Naomi meminta maaf kepada Robert dalam film 70x07. Beberapa penonton protes keras. “Masakan Robert, yang mengkhianati pernikahannya, justru Naomi yang meminta maaf?”, demikian dasar pertimbangan mereka. Dalam hal ini, perlu diperhatikan lebih seksama apa yang Naomi katakan. Naomi tidak mengatakan bahwa “sayalah yang bersalah dan Robert tidak salah”. Naomi tahu persis bahwa Robert salah. Naomi juga tidak meminta Robert untuk meminta maaf. Yang Naomi katakan adalah kira-kira begini, “maafkan aku kalau aku kurang memperhatikanmu….”. Artinya, Naomi terbuka pada kemungkinan adanya kelemahannya. Jadi, ia ‘mengurusi’ yang menjadi bagiannya.

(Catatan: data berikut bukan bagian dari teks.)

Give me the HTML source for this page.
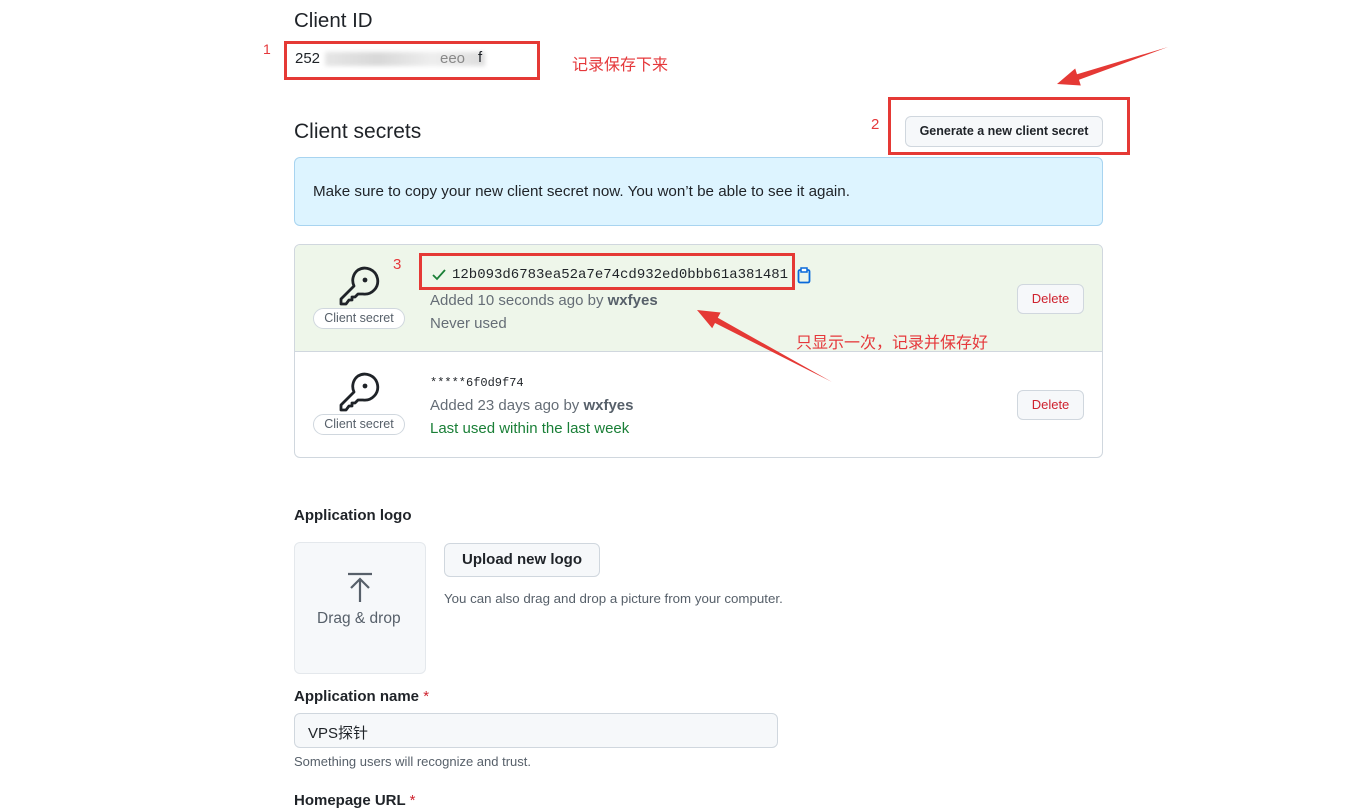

Dalam sebuah persekutuan jemaat yang terancam retak ada kalanya mereka yang menjadi sumber utama masalah tidak mau meminta maaf, malah menutupi kekurangannya dengan marah-marah sambil melempar kesalahan atau mengkambinghitamkan orang lain dan bahkan menebar kebohongan. Tidak jarang orang, atas nama gengsi, ingin tampil bersih, dan jaga image (secara keliru) sama sekali tidak mau mengaku bersalah. Dalam merajut kembali keutuhan persekutuan, ‘yang korban’ dapat juga memohon ampun “kalau saja” ada dari diri mereka yang membuat keadaan memburuk. Kita tahu bahwa melakukan ini berat. Malahan, mungkin amat berat. Tetapi, dengan memilih langkah bijak ini, kita tidak terhalang menerima berkat, yaitu: damai sejahtera.